#### STORED DATA:
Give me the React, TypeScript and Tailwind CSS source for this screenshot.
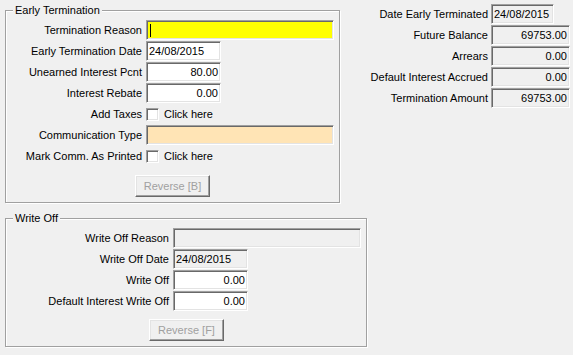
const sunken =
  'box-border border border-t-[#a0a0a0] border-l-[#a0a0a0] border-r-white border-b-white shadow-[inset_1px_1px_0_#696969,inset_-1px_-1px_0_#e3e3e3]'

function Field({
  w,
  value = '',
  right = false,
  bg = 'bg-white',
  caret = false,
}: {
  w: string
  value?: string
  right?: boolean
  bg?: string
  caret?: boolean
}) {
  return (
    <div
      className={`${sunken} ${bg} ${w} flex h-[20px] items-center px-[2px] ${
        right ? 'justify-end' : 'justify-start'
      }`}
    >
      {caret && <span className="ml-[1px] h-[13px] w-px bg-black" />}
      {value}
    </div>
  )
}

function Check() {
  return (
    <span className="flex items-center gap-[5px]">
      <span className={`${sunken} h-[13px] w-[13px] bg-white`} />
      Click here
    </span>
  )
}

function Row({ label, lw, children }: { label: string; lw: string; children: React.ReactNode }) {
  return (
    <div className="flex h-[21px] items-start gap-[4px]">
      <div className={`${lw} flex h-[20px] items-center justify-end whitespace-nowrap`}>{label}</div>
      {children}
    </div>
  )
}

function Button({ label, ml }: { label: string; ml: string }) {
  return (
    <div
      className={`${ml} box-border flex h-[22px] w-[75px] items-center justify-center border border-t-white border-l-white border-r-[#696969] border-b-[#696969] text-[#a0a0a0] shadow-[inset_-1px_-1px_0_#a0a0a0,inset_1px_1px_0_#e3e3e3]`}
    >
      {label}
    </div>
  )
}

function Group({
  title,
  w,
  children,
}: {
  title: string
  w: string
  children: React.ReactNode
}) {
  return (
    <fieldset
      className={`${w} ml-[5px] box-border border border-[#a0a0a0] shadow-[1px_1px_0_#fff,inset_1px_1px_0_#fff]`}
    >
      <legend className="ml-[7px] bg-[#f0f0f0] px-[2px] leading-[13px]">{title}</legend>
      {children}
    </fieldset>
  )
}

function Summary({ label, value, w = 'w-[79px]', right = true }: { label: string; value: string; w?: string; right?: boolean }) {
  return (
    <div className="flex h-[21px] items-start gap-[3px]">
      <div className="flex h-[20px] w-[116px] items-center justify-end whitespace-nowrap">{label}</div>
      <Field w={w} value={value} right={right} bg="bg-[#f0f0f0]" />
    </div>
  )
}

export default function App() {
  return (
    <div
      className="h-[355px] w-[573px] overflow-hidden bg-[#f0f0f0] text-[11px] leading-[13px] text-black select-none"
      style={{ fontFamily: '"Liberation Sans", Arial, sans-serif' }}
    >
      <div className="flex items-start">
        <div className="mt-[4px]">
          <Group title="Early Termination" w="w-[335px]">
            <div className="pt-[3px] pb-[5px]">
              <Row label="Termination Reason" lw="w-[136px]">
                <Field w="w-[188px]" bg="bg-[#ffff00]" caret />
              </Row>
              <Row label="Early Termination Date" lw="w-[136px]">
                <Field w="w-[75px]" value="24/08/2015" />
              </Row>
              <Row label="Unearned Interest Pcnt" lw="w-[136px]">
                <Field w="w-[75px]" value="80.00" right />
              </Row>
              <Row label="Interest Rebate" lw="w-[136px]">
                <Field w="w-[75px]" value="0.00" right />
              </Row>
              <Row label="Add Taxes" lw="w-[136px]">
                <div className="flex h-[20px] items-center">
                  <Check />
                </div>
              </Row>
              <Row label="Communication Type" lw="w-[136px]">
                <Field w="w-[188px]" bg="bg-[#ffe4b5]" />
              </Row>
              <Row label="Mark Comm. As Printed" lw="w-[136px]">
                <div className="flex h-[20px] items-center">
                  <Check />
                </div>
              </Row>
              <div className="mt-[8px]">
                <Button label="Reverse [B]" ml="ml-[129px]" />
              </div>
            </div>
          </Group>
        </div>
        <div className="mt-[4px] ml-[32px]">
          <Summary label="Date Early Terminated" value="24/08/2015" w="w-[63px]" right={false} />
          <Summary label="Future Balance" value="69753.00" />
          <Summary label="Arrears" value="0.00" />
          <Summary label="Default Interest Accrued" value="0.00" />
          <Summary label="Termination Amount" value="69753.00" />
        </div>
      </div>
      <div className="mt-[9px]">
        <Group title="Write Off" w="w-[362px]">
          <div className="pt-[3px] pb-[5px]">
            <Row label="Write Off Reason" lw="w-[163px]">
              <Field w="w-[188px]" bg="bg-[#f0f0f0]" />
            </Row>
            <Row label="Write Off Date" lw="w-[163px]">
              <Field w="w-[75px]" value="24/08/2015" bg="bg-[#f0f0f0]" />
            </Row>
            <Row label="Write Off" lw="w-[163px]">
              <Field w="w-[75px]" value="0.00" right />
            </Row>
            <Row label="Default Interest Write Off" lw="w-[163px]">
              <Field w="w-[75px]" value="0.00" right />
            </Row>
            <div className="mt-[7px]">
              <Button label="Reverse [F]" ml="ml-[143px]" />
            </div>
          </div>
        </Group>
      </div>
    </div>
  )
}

#### THE REQUEST:
Make an exact copy of the data above, pictures excluded.

#### FULL OUTPUT:
Give me the React, TypeScript and Tailwind CSS source for this screenshot.
const sunken =
  'box-border border border-t-[#a0a0a0] border-l-[#a0a0a0] border-r-white border-b-white shadow-[inset_1px_1px_0_#696969,inset_-1px_-1px_0_#e3e3e3]'

function Field({
  w,
  value = '',
  right = false,
  bg = 'bg-white',
  caret = false,
}: {
  w: string
  value?: string
  right?: boolean
  bg?: string
  caret?: boolean
}) {
  return (
    <div
      className={`${sunken} ${bg} ${w} flex h-[20px] items-center px-[2px] ${
        right ? 'justify-end' : 'justify-start'
      }`}
    >
      {caret && <span className="ml-[1px] h-[13px] w-px bg-black" />}
      {value}
    </div>
  )
}

function Check() {
  return (
    <span className="flex items-center gap-[5px]">
      <span className={`${sunken} h-[13px] w-[13px] bg-white`} />
      Click here
    </span>
  )
}

function Row({ label, lw, children }: { label: string; lw: string; children: React.ReactNode }) {
  return (
    <div className="flex h-[21px] items-start gap-[4px]">
      <div className={`${lw} flex h-[20px] items-center justify-end whitespace-nowrap`}>{label}</div>
      {children}
    </div>
  )
}

function Button({ label, ml }: { label: string; ml: string }) {
  return (
    <div
      className={`${ml} box-border flex h-[22px] w-[75px] items-center justify-center border border-t-white border-l-white border-r-[#696969] border-b-[#696969] text-[#a0a0a0] shadow-[inset_-1px_-1px_0_#a0a0a0,inset_1px_1px_0_#e3e3e3]`}
    >
      {label}
    </div>
  )
}

function Group({
  title,
  w,
  children,
}: {
  title: string
  w: string
  children: React.ReactNode
}) {
  return (
    <fieldset
      className={`${w} ml-[5px] box-border border border-[#a0a0a0] shadow-[1px_1px_0_#fff,inset_1px_1px_0_#fff]`}
    >
      <legend className="ml-[7px] bg-[#f0f0f0] px-[2px] leading-[13px]">{title}</legend>
      {children}
    </fieldset>
  )
}

function Summary({ label, value, w = 'w-[79px]', right = true }: { label: string; value: string; w?: string; right?: boolean }) {
  return (
    <div className="flex h-[21px] items-start gap-[3px]">
      <div className="flex h-[20px] w-[116px] items-center justify-end whitespace-nowrap">{label}</div>
      <Field w={w} value={value} right={right} bg="bg-[#f0f0f0]" />
    </div>
  )
}

export default function App() {
  return (
    <div
      className="h-[355px] w-[573px] overflow-hidden bg-[#f0f0f0] text-[11px] leading-[13px] text-black select-none"
      style={{ fontFamily: '"Liberation Sans", Arial, sans-serif' }}
    >
      <div className="flex items-start">
        <div className="mt-[4px]">
          <Group title="Early Termination" w="w-[335px]">
            <div className="pt-[3px] pb-[5px]">
              <Row label="Termination Reason" lw="w-[136px]">
                <Field w="w-[188px]" bg="bg-[#ffff00]" caret />
              </Row>
              <Row label="Early Termination Date" lw="w-[136px]">
                <Field w="w-[75px]" value="24/08/2015" />
              </Row>
              <Row label="Unearned Interest Pcnt" lw="w-[136px]">
                <Field w="w-[75px]" value="80.00" right />
              </Row>
              <Row label="Interest Rebate" lw="w-[136px]">
                <Field w="w-[75px]" value="0.00" right />
              </Row>
              <Row label="Add Taxes" lw="w-[136px]">
                <div className="flex h-[20px] items-center">
                  <Check />
                </div>
              </Row>
              <Row label="Communication Type" lw="w-[136px]">
                <Field w="w-[188px]" bg="bg-[#ffe4b5]" />
              </Row>
              <Row label="Mark Comm. As Printed" lw="w-[136px]">
                <div className="flex h-[20px] items-center">
                  <Check />
                </div>
              </Row>
              <div className="mt-[8px]">
                <Button label="Reverse [B]" ml="ml-[129px]" />
              </div>
            </div>
          </Group>
        </div>
        <div className="mt-[4px] ml-[32px]">
          <Summary label="Date Early Terminated" value="24/08/2015" w="w-[63px]" right={false} />
          <Summary label="Future Balance" value="69753.00" />
          <Summary label="Arrears" value="0.00" />
          <Summary label="Default Interest Accrued" value="0.00" />
          <Summary label="Termination Amount" value="69753.00" />
        </div>
      </div>
      <div className="mt-[9px]">
        <Group title="Write Off" w="w-[362px]">
          <div className="pt-[3px] pb-[5px]">
            <Row label="Write Off Reason" lw="w-[163px]">
              <Field w="w-[188px]" bg="bg-[#f0f0f0]" />
            </Row>
            <Row label="Write Off Date" lw="w-[163px]">
              <Field w="w-[75px]" value="24/08/2015" bg="bg-[#f0f0f0]" />
            </Row>
            <Row label="Write Off" lw="w-[163px]">
              <Field w="w-[75px]" value="0.00" right />
            </Row>
            <Row label="Default Interest Write Off" lw="w-[163px]">
              <Field w="w-[75px]" value="0.00" right />
            </Row>
            <div className="mt-[7px]">
              <Button label="Reverse [F]" ml="ml-[143px]" />
            </div>
          </div>
        </Group>
      </div>
    </div>
  )
}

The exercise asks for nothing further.